• The exercise
All lines below must be repeated exactly, with the pictures omitted.

• Supplied data
+===+
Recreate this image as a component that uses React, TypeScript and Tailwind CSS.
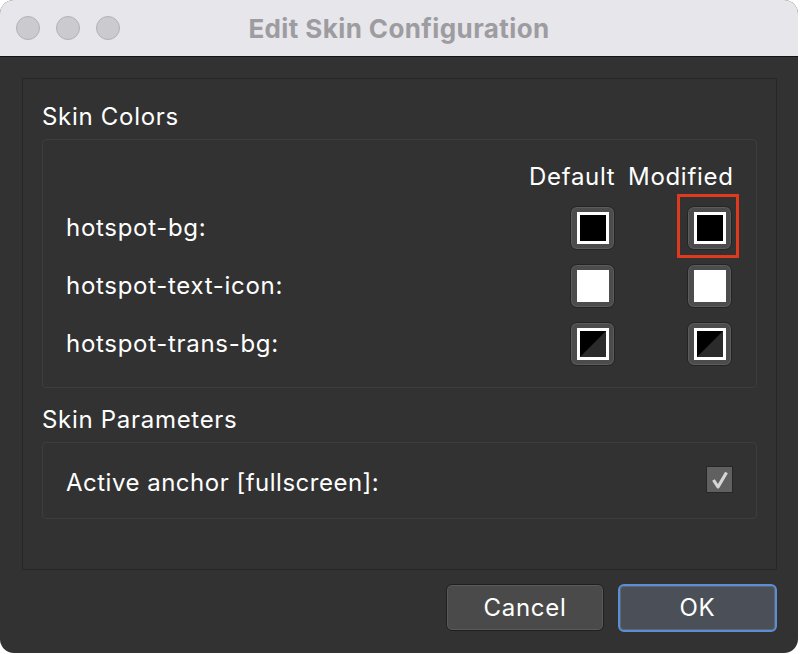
import React from "react";

type Swatch = "black" | "white" | "trans";

const rows: { name: string; color: Swatch; highlight?: boolean }[] = [
  { name: "hotspot-bg:", color: "black", highlight: true },
  { name: "hotspot-text-icon:", color: "white" },
  { name: "hotspot-trans-bg:", color: "trans" },
];

function ColorButton({ color, highlight }: { color: Swatch; highlight?: boolean }) {
  return (
    <div className="relative">
      {highlight && (
        <div className="absolute left-[-10px] top-[-12px] w-[62px] h-[64px] border-[3px] border-[#df3a1e]" />
      )}
      <div className="w-[45px] h-[44px] rounded-[7px] border border-[#242424] bg-[#4c4c4c] flex items-center justify-center shadow-[inset_0_0_0_1px_#5c5c5c]">
        {color === "white" ? (
          <div className="w-[32px] h-[32px] bg-white" />
        ) : (
          <div className="w-[32px] h-[32px] border-[3px] border-white bg-black">
            {color === "trans" && (
              <svg width="26" height="26" viewBox="0 0 26 26">
                <polygon points="26,0 26,26 0,26" fill="#2b2b2b" />
              </svg>
            )}
          </div>
        )}
      </div>
    </div>
  );
}

export default function App() {
  return (
    <div className="w-[800px] h-[654px] bg-white" style={{ fontFamily: "Inter, 'Liberation Sans', sans-serif" }}>
      <div className="w-[798px] h-[653px] rounded-[14px] overflow-hidden bg-[#323232] flex flex-col">
        {/* title bar */}
        <div className="relative h-[57px] bg-[#e7e6eb] border-b border-[#141414] flex items-center shrink-0">
          <div className="flex gap-[16px] pl-[16px]">
            <div className="w-[24px] h-[24px] rounded-full bg-[#cbcacf] border border-[#b3b2b7]" />
            <div className="w-[24px] h-[24px] rounded-full bg-[#cbcacf] border border-[#b3b2b7]" />
            <div className="w-[24px] h-[24px] rounded-full bg-[#cbcacf] border border-[#b3b2b7]" />
          </div>
          <div className="absolute inset-0 flex items-center justify-center text-[26px] font-bold text-[#9d9ca1] tracking-[0.4px]">
            Edit Skin Configuration
          </div>
        </div>

        {/* body */}
        <div className="flex-1 pt-[21px] pl-[22px] pr-[21px] text-white tracking-[0.7px]">
          <div className="h-[492px] border border-[#262626] pt-[24px] pl-[19px] pr-[19px]">
            <div className="text-[24px] leading-[28px]">Skin Colors</div>
            <div className="mt-[8px] h-[249px] border border-[#3d3d3d] rounded-[4px] pt-[22px] pl-[23px] pr-[24px]">
              <div className="flex items-center h-[30px] text-[24px] justify-end gap-[13px]">
                <div className="w-[86px] text-right">Default</div>
                <div className="w-[104px] text-right">Modified</div>
              </div>
              <div className="flex flex-col gap-[14px] mt-[14px]">
                {rows.map((r) => (
                  <div key={r.name} className="flex items-center h-[44px] gap-[13px] text-[24px]">
                    <div className="flex-1">{r.name}</div>
                    <div className="w-[86px] flex justify-end">
                      <ColorButton color={r.color} />
                    </div>
                    <div className="w-[104px] flex justify-end">
                      <ColorButton color={r.color} highlight={r.highlight} />
                    </div>
                  </div>
                ))}
              </div>
            </div>

            <div className="text-[24px] leading-[28px] mt-[18px]">Skin Parameters</div>
            <div className="mt-[8px] h-[77px] border border-[#3d3d3d] rounded-[4px] pl-[23px] pr-[23px] flex items-center justify-between">
              <div className="text-[24px] mt-[4px] tracking-[0.5px]">Active anchor [fullscreen]:</div>
              <div className="w-[27px] h-[27px] bg-[#606060] border border-[#262626] flex items-center justify-center mt-[-2px]">
                <svg width="20" height="20" viewBox="0 0 20 20">
                  <path d="M3.5 10 L8 17 L16.5 2.5" stroke="#d6d6d6" strokeWidth="3.2" fill="none" strokeLinejoin="round" />
                </svg>
              </div>
            </div>
          </div>

          <div className="flex justify-end gap-[14px] mt-[14px]">
            <button className="w-[158px] h-[47px] rounded-[6px] bg-[#4a4a4a] border border-[#1f1f1f] shadow-[inset_0_0_0_1px_#5a5a5a] text-[24px] text-white">
              Cancel
            </button>
            <button className="w-[159px] h-[48px] rounded-[6px] bg-[#4b5058] border-2 border-[#5a8fd8] shadow-[inset_0_0_0_1px_#60656d] text-[24px] text-white">
              OK
            </button>
          </div>
        </div>
      </div>
    </div>
  );
}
+===+
• Answer to the problem
Recreate this image as a component that uses React, TypeScript and Tailwind CSS.
import React from "react";

type Swatch = "black" | "white" | "trans";

const rows: { name: string; color: Swatch; highlight?: boolean }[] = [
  { name: "hotspot-bg:", color: "black", highlight: true },
  { name: "hotspot-text-icon:", color: "white" },
  { name: "hotspot-trans-bg:", color: "trans" },
];

function ColorButton({ color, highlight }: { color: Swatch; highlight?: boolean }) {
  return (
    <div className="relative">
      {highlight && (
        <div className="absolute left-[-10px] top-[-12px] w-[62px] h-[64px] border-[3px] border-[#df3a1e]" />
      )}
      <div className="w-[45px] h-[44px] rounded-[7px] border border-[#242424] bg-[#4c4c4c] flex items-center justify-center shadow-[inset_0_0_0_1px_#5c5c5c]">
        {color === "white" ? (
          <div className="w-[32px] h-[32px] bg-white" />
        ) : (
          <div className="w-[32px] h-[32px] border-[3px] border-white bg-black">
            {color === "trans" && (
              <svg width="26" height="26" viewBox="0 0 26 26">
                <polygon points="26,0 26,26 0,26" fill="#2b2b2b" />
              </svg>
            )}
          </div>
        )}
      </div>
    </div>
  );
}

export default function App() {
  return (
    <div className="w-[800px] h-[654px] bg-white" style={{ fontFamily: "Inter, 'Liberation Sans', sans-serif" }}>
      <div className="w-[798px] h-[653px] rounded-[14px] overflow-hidden bg-[#323232] flex flex-col">
        {/* title bar */}
        <div className="relative h-[57px] bg-[#e7e6eb] border-b border-[#141414] flex items-center shrink-0">
          <div className="flex gap-[16px] pl-[16px]">
            <div className="w-[24px] h-[24px] rounded-full bg-[#cbcacf] border border-[#b3b2b7]" />
            <div className="w-[24px] h-[24px] rounded-full bg-[#cbcacf] border border-[#b3b2b7]" />
            <div className="w-[24px] h-[24px] rounded-full bg-[#cbcacf] border border-[#b3b2b7]" />
          </div>
          <div className="absolute inset-0 flex items-center justify-center text-[26px] font-bold text-[#9d9ca1] tracking-[0.4px]">
            Edit Skin Configuration
          </div>
        </div>

        {/* body */}
        <div className="flex-1 pt-[21px] pl-[22px] pr-[21px] text-white tracking-[0.7px]">
          <div className="h-[492px] border border-[#262626] pt-[24px] pl-[19px] pr-[19px]">
            <div className="text-[24px] leading-[28px]">Skin Colors</div>
            <div className="mt-[8px] h-[249px] border border-[#3d3d3d] rounded-[4px] pt-[22px] pl-[23px] pr-[24px]">
              <div className="flex items-center h-[30px] text-[24px] justify-end gap-[13px]">
                <div className="w-[86px] text-right">Default</div>
                <div className="w-[104px] text-right">Modified</div>
              </div>
              <div className="flex flex-col gap-[14px] mt-[14px]">
                {rows.map((r) => (
                  <div key={r.name} className="flex items-center h-[44px] gap-[13px] text-[24px]">
                    <div className="flex-1">{r.name}</div>
                    <div className="w-[86px] flex justify-end">
                      <ColorButton color={r.color} />
                    </div>
                    <div className="w-[104px] flex justify-end">
                      <ColorButton color={r.color} highlight={r.highlight} />
                    </div>
                  </div>
                ))}
              </div>
            </div>

            <div className="text-[24px] leading-[28px] mt-[18px]">Skin Parameters</div>
            <div className="mt-[8px] h-[77px] border border-[#3d3d3d] rounded-[4px] pl-[23px] pr-[23px] flex items-center justify-between">
              <div className="text-[24px] mt-[4px] tracking-[0.5px]">Active anchor [fullscreen]:</div>
              <div className="w-[27px] h-[27px] bg-[#606060] border border-[#262626] flex items-center justify-center mt-[-2px]">
                <svg width="20" height="20" viewBox="0 0 20 20">
                  <path d="M3.5 10 L8 17 L16.5 2.5" stroke="#d6d6d6" strokeWidth="3.2" fill="none" strokeLinejoin="round" />
                </svg>
              </div>
            </div>
          </div>

          <div className="flex justify-end gap-[14px] mt-[14px]">
            <button className="w-[158px] h-[47px] rounded-[6px] bg-[#4a4a4a] border border-[#1f1f1f] shadow-[inset_0_0_0_1px_#5a5a5a] text-[24px] text-white">
              Cancel
            </button>
            <button className="w-[159px] h-[48px] rounded-[6px] bg-[#4b5058] border-2 border-[#5a8fd8] shadow-[inset_0_0_0_1px_#60656d] text-[24px] text-white">
              OK
            </button>
          </div>
        </div>
      </div>
    </div>
  );
}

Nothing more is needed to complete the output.